By Michael Leckman, DEC.Arch., B.Arch., MRAIC
Last year, Thompson Rivers University (TRU) in Kamloops, B.C., opened the country’s first new law school in more than three decades. As a result, the push was on to move the new cohort of lawyers out of a temporary location and into a permanent home. The growing university had a site in mind—the new law school location would be constructed atop Old Main—an existing two-storey, 122- by 26-m (400- by 84-ft) concrete structure built in 1970, housing classrooms and offices.
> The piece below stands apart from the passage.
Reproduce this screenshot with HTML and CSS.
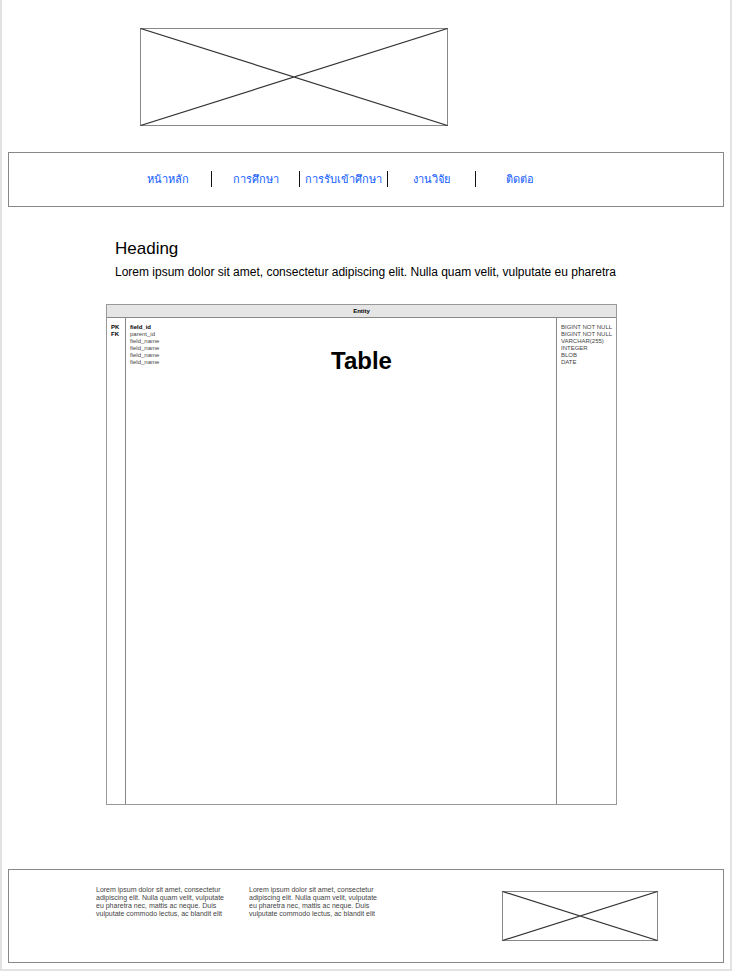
FILE: index.html
```html
<!DOCTYPE html>
<html lang="th">
<head>
<meta charset="utf-8">
<meta name="viewport" content="width=device-width, initial-scale=1">
<title>Heading</title>
<link rel="stylesheet" href="styles.css">
</head>
<body>
<div class="page">
  <header class="banner">
    <svg class="placeholder" viewBox="0 0 308 98" aria-hidden="true">
      <rect x="0.5" y="0.5" width="307" height="97"/>
      <path d="M0.5 0.5 307.5 97.5M0.5 97.5 307.5 0.5"/>
    </svg>
  </header>
  <nav class="panel nav">
    <ul class="nav-list">
      <li><a href="#home">หน้าหลัก</a></li>
      <li><a href="#education">การศึกษา</a></li>
      <li><a href="#admission">การรับเข้าศึกษา</a></li>
      <li><a href="#research">งานวิจัย</a></li>
      <li><a href="#contact">ติดต่อ</a></li>
    </ul>
  </nav>
  <main class="main">
    <div class="intro">
      <h1>Heading</h1>
      <p>Lorem ipsum dolor sit amet, consectetur adipiscing elit. Nulla quam velit, vulputate eu pharetra</p>
    </div>
    <div class="entity-wrap">
      <table class="entity">
        <colgroup><col class="col-key"><col><col class="col-type"></colgroup>
        <thead><tr><th colspan="3">Entity</th></tr></thead>
        <tbody>
          <tr class="key"><td>PK</td><td>field_id</td><td>BIGINT NOT NULL</td></tr>
          <tr><td>FK</td><td>parent_id</td><td>BIGINT NOT NULL</td></tr>
          <tr><td></td><td>field_name</td><td>VARCHAR(255)</td></tr>
          <tr><td></td><td>field_name</td><td>INTEGER</td></tr>
          <tr><td></td><td>field_name</td><td>BLOB</td></tr>
          <tr class="last"><td></td><td>field_name</td><td>DATE</td></tr>
        </tbody>
      </table>
      <h2 class="entity-title">Table</h2>
    </div>
  </main>
  <footer class="panel footer">
    <p>Lorem ipsum dolor sit amet, consectetur adipiscing elit. Nulla quam velit, vulputate eu pharetra nec, mattis ac neque. Duis vulputate commodo lectus, ac blandit elit</p>
    <p>Lorem ipsum dolor sit amet, consectetur adipiscing elit. Nulla quam velit, vulputate eu pharetra nec, mattis ac neque. Duis vulputate commodo lectus, ac blandit elit</p>
    <svg class="placeholder" viewBox="0 0 156 50" aria-hidden="true">
      <rect x="0.5" y="0.5" width="155" height="49"/>
      <path d="M0.5 0.5 155.5 49.5M0.5 49.5 155.5 0.5"/>
    </svg>
  </footer>
</div>
</body>
</html>
```
FILE: styles.css
```css
* {
  box-sizing: border-box;
}

body,
h1,
h2,
p,
ul {
  margin: 0;
  padding: 0;
}

body {
  background: #fff;
  color: #000;
  font-family: "Liberation Sans", Arial, sans-serif;
}

.page {
  padding: 28px 6px 6px;
  border: 2px solid #e2e2e2;
  border-top: 0;
}

.placeholder {
  display: block;
  fill: none;
  stroke: #333;
  stroke-width: 1.2;
}

.placeholder rect {
  stroke: #888;
  stroke-width: 1;
}

.banner {
  padding-left: 132px;
}

.banner .placeholder {
  width: 308px;
}

.panel {
  border: 1px solid #888;
}

.nav {
  margin-top: 26px;
  padding: 18px 0 19px 115px;
}

.nav-list {
  display: grid;
  grid-template-columns: repeat(5, 88px);
  list-style: none;
}

.nav-list li {
  height: 16px;
  border-right: 1px solid #111;
  font-size: 11px;
  line-height: 16px;
  text-align: center;
  white-space: nowrap;
}

.nav-list li:last-child {
  border-right: 0;
}

.nav a {
  color: #0f5bff;
  text-decoration: none;
}

.main {
  padding: 32px 107px 0 98px;
}

.intro {
  padding-left: 9px;
}

h1 {
  font-size: 17px;
  font-weight: 400;
  line-height: 20px;
}

.intro p {
  margin-top: 5px;
  font-size: 12px;
  line-height: 16px;
}

.entity-wrap {
  position: relative;
  margin-top: 24px;
}

.entity {
  width: 100%;
  table-layout: fixed;
  border-collapse: separate;
  border-spacing: 0;
  border: 1px solid #999;
  font-size: 6px;
  line-height: 7px;
}

.col-key {
  width: 18px;
}

.col-type {
  width: 60px;
}

.entity th {
  height: 13px;
  padding: 0;
  border-bottom: 1px solid #888;
  background: #e5e5e5;
}

.entity td {
  padding: 0 4px;
  color: #444;
  vertical-align: top;
  white-space: nowrap;
}

.entity td:first-child {
  color: #000;
  font-weight: 700;
}

.entity td + td {
  border-left: 1px solid #888;
}

.entity .key td {
  padding-top: 6px;
}

.entity .key td:nth-child(2) {
  color: #000;
  font-weight: 700;
}

.entity .last td {
  height: 445px;
}

.entity-title {
  position: absolute;
  top: 43px;
  left: 0;
  right: 0;
  font-size: 24px;
  line-height: 28px;
  text-align: center;
}

.footer {
  display: flex;
  align-items: flex-start;
  gap: 24px;
  min-height: 94px;
  margin-top: 64px;
  padding: 16px 65px 0 87px;
}

.footer p {
  width: 129px;
  color: #444;
  font-size: 7px;
  line-height: 8px;
}

.footer .placeholder {
  width: 156px;
  margin-top: 5px;
  margin-left: auto;
}
```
The design team—led by Diamond Schmitt Architects—took inspiration from Kamloops’ mountainous landscape and planned an undulating roofline echoing the features of twin peaks, Mounts Peter and Paul, which are prominent on the city skyline. The transformation took place over 12 weeks of last year’s summer break and included:
- 3716 m2 (40,000 sf) of program space;
- panoramic vistas from the third- and fourth-floor addition;
- space filled with daylighting and airflow;
- use of local timber materials; and
- roof installation.
Addressing the roof first
The accelerated schedule called for a prefabricated roofing assembly; its tender went out before the rest of the building in December 2011 to get a head start on shop drawings. The team decided to use a 3.5-m (11 1/2-ft) wide prefabricated panel that could be placed directly onto the building’s 3.7-m (12-ft) existing bay system, says Ian Boyle, P.Eng., of structural engineering firm, Fast+Epp.
The initial plan called for steel columns and beams spanning 11 m (36 ft), and wood panel infill. However, the fabricator proposed a wood system using glued-laminated timber (glulam) beams to save time and money. This introduced another matter—putting a timber structure on the third and fourth floors of an existing building would not meet building code for this structure’s height and assembly occupancy. This required a negotiation with the City of Kamloops.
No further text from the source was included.